Based on results from prior phases, archdiocesan financial officials said the model is more equitable and fair than the previous system because it adds accountability by simplifying the amounts and means by which parishes contribute financially to central ministries and services. The amount contributed to the archdiocese under IFRM is also anticipated to be more predictable and easily budgeted for.
"Everybody was accountable to the same number, or the same percentage. So it started, not only to put everybody kind of on a level playing field, but it also added the accountability factor too. So, there wasn't that disparity between some parishes supporting at two percent, or some supporting at a much higher level," Biernat said.
In addition to the tithe, each parish will be expected to raise an amount equal to 8 percent of its annual income in contributions from parishioners to the annual Catholic Appeal.
Parishes that surpass the assessment for the appeal will receive at least 50 percent of the overage directly back to the parish, with the remaining 50 percent of the overage available to fund abatements, according to IFRM project manager Patricia Fraser.
Parishes that are facing financial difficulty or unable to meet the appeal goal may apply for an abatement from either the tithe or Appeal assessment. Requests for abatements will be reviewed by an abatement committee to be established by the cardinal.
In 2008, the archdiocese established the Improved Financial Relationship Committee (IFRC) to review the system in place at the time for parish financial support of the ministries and offices of the archdiocese, and for making recommendations for improvements to the system.

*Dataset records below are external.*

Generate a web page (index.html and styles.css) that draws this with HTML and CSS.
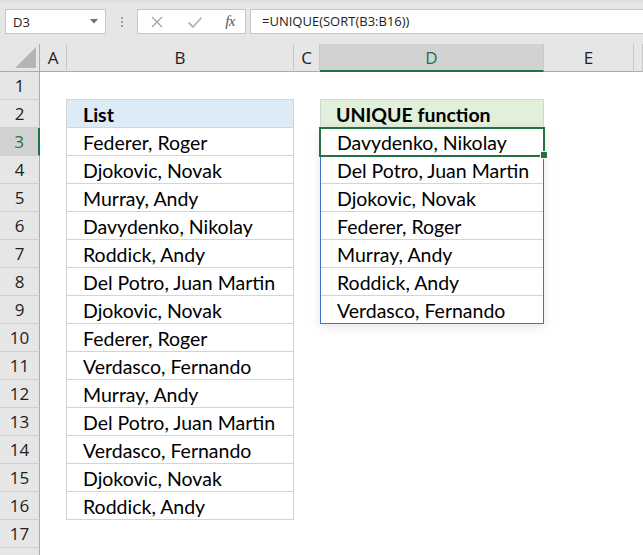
FILE: index.html
```html
<!DOCTYPE html>
<html>
<head>
<meta charset="utf-8">
<link rel="stylesheet" href="styles.css">
</head>
<body>
<div class="toolbar">
  <div class="namebox"><span>D3</span><svg class="dd" width="8" height="5" viewBox="0 0 8 5"><path d="M0 0H8L4 4.5Z" fill="#6d6d6d"/></svg></div>
  <div class="grip"><span></span><span></span><span></span></div>
  <div class="fxbtns">
    <svg class="ic" width="14" height="14" viewBox="0 0 14 14"><path d="M2 2L12 12M12 2L2 12" stroke="#a6a6a6" stroke-width="1.4" fill="none"/></svg>
    <svg class="ic" width="16" height="14" viewBox="0 0 16 14"><path d="M1.5 7.5L6 12L14.5 2.5" stroke="#b3b3b3" stroke-width="1.8" fill="none"/></svg>
    <span class="fx">fx</span>
  </div>
  <div class="formula">=UNIQUE(SORT(B3:B16))</div>
</div>
<div class="sheet">
  <div class="ch corner"><svg width="21" height="21" viewBox="0 0 21 21"><path d="M21 0V21H0Z" fill="#b5b5b5"/></svg></div>
  <div class="ch">A</div>
  <div class="ch">B</div>
  <div class="ch">C</div>
  <div class="ch sel">D</div>
  <div class="ch">E</div>
  <div class="ch"></div>

  <div class="rh">1</div>
  <div class="rh">2</div>
  <div class="rh sel">3</div>
  <div class="rh">4</div>
  <div class="rh">5</div>
  <div class="rh">6</div>
  <div class="rh">7</div>
  <div class="rh">8</div>
  <div class="rh">9</div>
  <div class="rh">10</div>
  <div class="rh">11</div>
  <div class="rh">12</div>
  <div class="rh">13</div>
  <div class="rh">14</div>
  <div class="rh">15</div>
  <div class="rh">16</div>
  <div class="rh">17</div>
  <div class="rh"></div>

  <div class="list-b">
    <div class="cell head-b">List</div>
    <div class="cell">Federer, Roger</div>
    <div class="cell">Djokovic, Novak</div>
    <div class="cell">Murray, Andy</div>
    <div class="cell">Davydenko, Nikolay</div>
    <div class="cell">Roddick, Andy</div>
    <div class="cell">Del Potro, Juan Martin</div>
    <div class="cell">Djokovic, Novak</div>
    <div class="cell">Federer, Roger</div>
    <div class="cell">Verdasco, Fernando</div>
    <div class="cell">Murray, Andy</div>
    <div class="cell">Del Potro, Juan Martin</div>
    <div class="cell">Verdasco, Fernando</div>
    <div class="cell">Djokovic, Novak</div>
    <div class="cell">Roddick, Andy</div>
  </div>

  <div class="list-d">
    <div class="cell head-d">UNIQUE function</div>
    <div class="spill">
      <div class="cell active">Davydenko, Nikolay</div>
      <div class="cell">Del Potro, Juan Martin</div>
      <div class="cell">Djokovic, Novak</div>
      <div class="cell">Federer, Roger</div>
      <div class="cell">Murray, Andy</div>
      <div class="cell">Roddick, Andy</div>
      <div class="cell last">Verdasco, Fernando</div>
    </div>
  </div>
</div>
</body>
</html>
```
FILE: styles.css
```css
html, body {
  margin: 0;
  padding: 0;
}
body {
  width: 643px;
  height: 555px;
  overflow: hidden;
  background: #ffffff;
  font-family: "Open Sans", "Noto Sans", sans-serif;
  color: #000;
}

/* formula bar */
.toolbar {
  height: 44px;
  box-sizing: border-box;
  padding-top: 9px;
  background: linear-gradient(#dadada 0, #e6e6e6 4px, #e6e6e6 100%);
  display: flex;
  align-items: flex-start;
}
.namebox {
  margin-left: 5px;
  width: 101px;
  height: 25px;
  box-sizing: border-box;
  background: #fff;
  border: 1px solid #c6c6c6;
  display: flex;
  align-items: center;
  justify-content: space-between;
  padding: 0 7px 0 7px;
  font-size: 13px;
  color: #222;
}
.grip {
  width: 31px;
  height: 25px;
  display: flex;
  flex-direction: column;
  align-items: center;
  justify-content: center;
  gap: 2px;
}
.grip span {
  width: 2px;
  height: 2px;
  background: #a0a0a0;
}
.fxbtns {
  width: 109px;
  height: 25px;
  box-sizing: border-box;
  background: #fff;
  border: 1px solid #c6c6c6;
  display: flex;
  align-items: center;
  justify-content: space-between;
  padding: 0 10px 0 12px;
}
.fx {
  font-family: "Liberation Serif", serif;
  font-style: italic;
  font-size: 15px;
  color: #555;
  letter-spacing: -0.5px;
}
.formula {
  margin-left: 4px;
  flex: 1;
  height: 25px;
  box-sizing: border-box;
  background: #fff;
  border: 1px solid #c6c6c6;
  border-right: none;
  padding-left: 11px;
  font-size: 13px;
  line-height: 23px;
  color: #222;
}

/* sheet */
.sheet {
  display: grid;
  grid-template-columns: 40px 27px 227px 26px 224px 90px 9px;
  grid-auto-rows: 28px;
}
.ch {
  grid-row: 1;
  background: #e6e6e6;
  box-sizing: border-box;
  border-right: 1px solid #c8c8c8;
  border-bottom: 1px solid #ababab;
  display: flex;
  align-items: center;
  justify-content: center;
  font-size: 17px;
  color: #222;
}
.ch.corner {
  border-right: 1px solid #ababab;
  justify-content: flex-end;
  align-items: flex-end;
  padding: 0 3px 3px 0;
}
.ch.sel {
  background: #d2d2d2;
  color: #217346;
  border-bottom: 2px solid #217346;
}
.rh {
  grid-column: 1;
  background: #e6e6e6;
  box-sizing: border-box;
  border-right: 1px solid #ababab;
  border-bottom: 1px solid #d0d0d0;
  display: flex;
  align-items: center;
  justify-content: center;
  font-size: 17px;
  color: #222;
}
.rh.sel {
  background: #d2d2d2;
  color: #217346;
  border-right: 2px solid #217346;
}

.cell {
  height: 28px;
  box-sizing: border-box;
  border-bottom: 1px solid #d4d4d4;
  padding-left: 16px;
  font-family: "Lato", sans-serif;
  font-size: 19.5px;
  line-height: 30px;
  white-space: nowrap;
}

.list-b {
  grid-column: 3;
  grid-row: 3 / 18;
  margin-left: -1px;
  margin-top: -1px;
  border: 1px solid #d4d4d4;
  border-bottom: none;
}
.head-b {
  background: #ddebf7;
  font-weight: bold;
}

.list-d {
  grid-column: 5;
  grid-row: 3 / 11;
  margin-top: -1px;
  display: flex;
  flex-direction: column;
}
.head-d {
  background: #e2efda;
  font-weight: bold;
  border: 1px solid #d4d4d4;
  border-bottom: none;
  padding-left: 15px;
}
.spill {
  border: 1px solid #4472c4;
  box-shadow: 0 3px 10px rgba(0, 0, 0, 0.10);
}
.spill .cell {
  padding-left: 16px;
}
.spill .cell.last {
  height: 27px;
  border-bottom: none;
}
.active {
  position: relative;
}
.active::after {
  content: "";
  position: absolute;
  left: -2px;
  right: -2px;
  top: -1px;
  bottom: -2px;
  border: 2px solid #217346;
}
.active::before {
  content: "";
  position: absolute;
  width: 6px;
  height: 6px;
  right: -4px;
  bottom: -3px;
  background: #217346;
  box-shadow: 0 0 0 1px #fff;
  z-index: 2;
}
```
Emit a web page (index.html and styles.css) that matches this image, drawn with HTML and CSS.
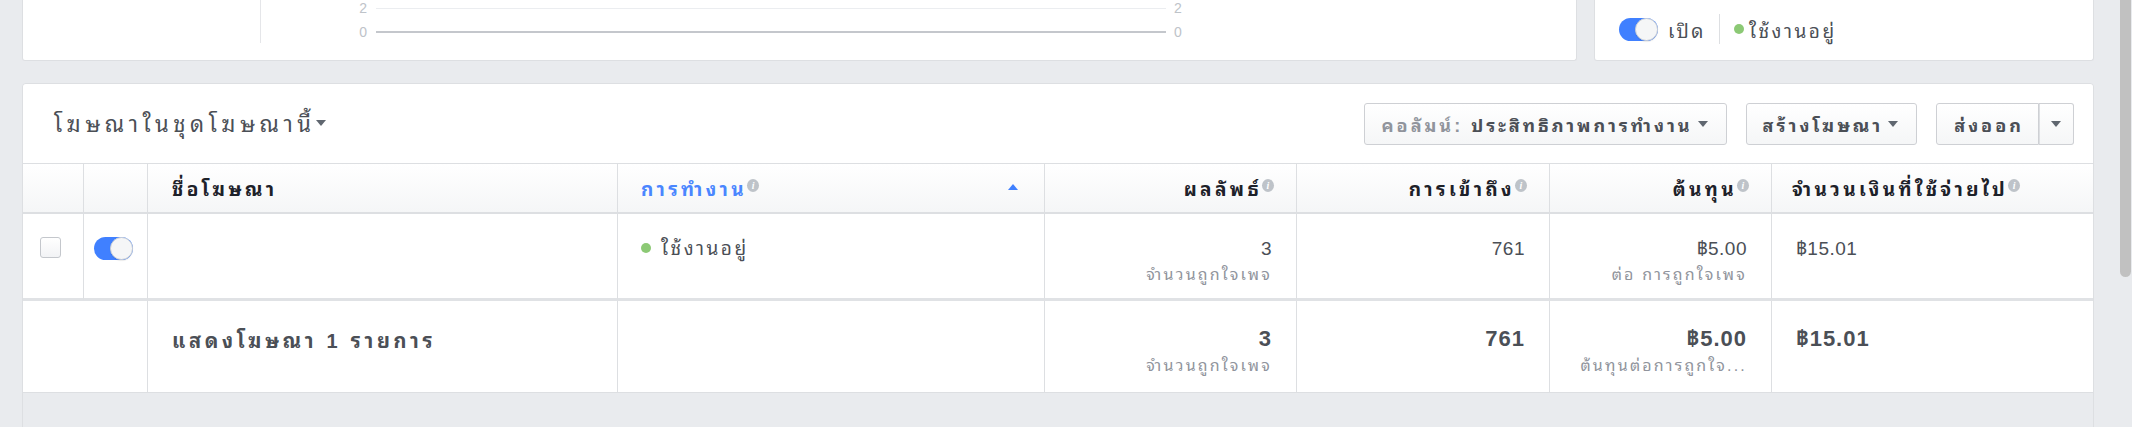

"The committee was charged with finding a way to simplify a pre-existing reality, which was really this hodgepodge of taxes, assessments, fees and goals," said Father Bryan Parrish, an IFRC member who co-chaired the committee representing pastors from 2008 until 2011.
The IFRC included representatives of the Archdiocesan Finance Council, the Archdiocesan Pastoral Council, the Presbyteral Council, pastors of the Archdiocese, and staff of various offices of the archdiocese with expertise in law, pastoral care, fundraising, and finances.
At the time, the IFRC began its work as it surveyed all of the pastors of the archdiocese and requested feedback on the system in place at that time. It also surveyed other archdioceses and dioceses across the United States, where it found that 23 of 30 archdioceses and dioceses surveyed had some form of a broad-based financial model to coordinate financial support of the ministries and offices of the archdiocese or diocese.
"All of that really shaped how the model ended up being finalized and presented," Father Parrish said.
In 2009 Cardinal Seán P. O'Malley accepted the IFRM as a viable financial blueprint. The IFRM went into effect over time, in phases and through a series of consultative efforts. The first phase of 33 parishes adopted the model in 2010, followed by the second phase of 45 parishes in 2011. After Cardinal O'Malley consulted with the Presbyteral Council and the Finance Council, he approved the IFRM for final implementation in two remaining phases.
The third phase would see 68 parishes enter in 2012, with remaining parishes scheduled to join in July of 2013, based on the recommendation of the committee formed to review the prior system.
Father David Michael, currently pastor at St. Joseph in Needham, experienced the first phase of the IFRM as a pastor at St. John Chrysostom in West Roxbury and a Presbyteral Council member at the time. He was so impressed with how the IFRM worked at his previous parish that he proposed it to the finance council shortly after becoming the pastor at St. Joseph.
"It replaced a whole set of sort of jerry-rigged fees with a proportionally equally system for everybody, for every parish," he said.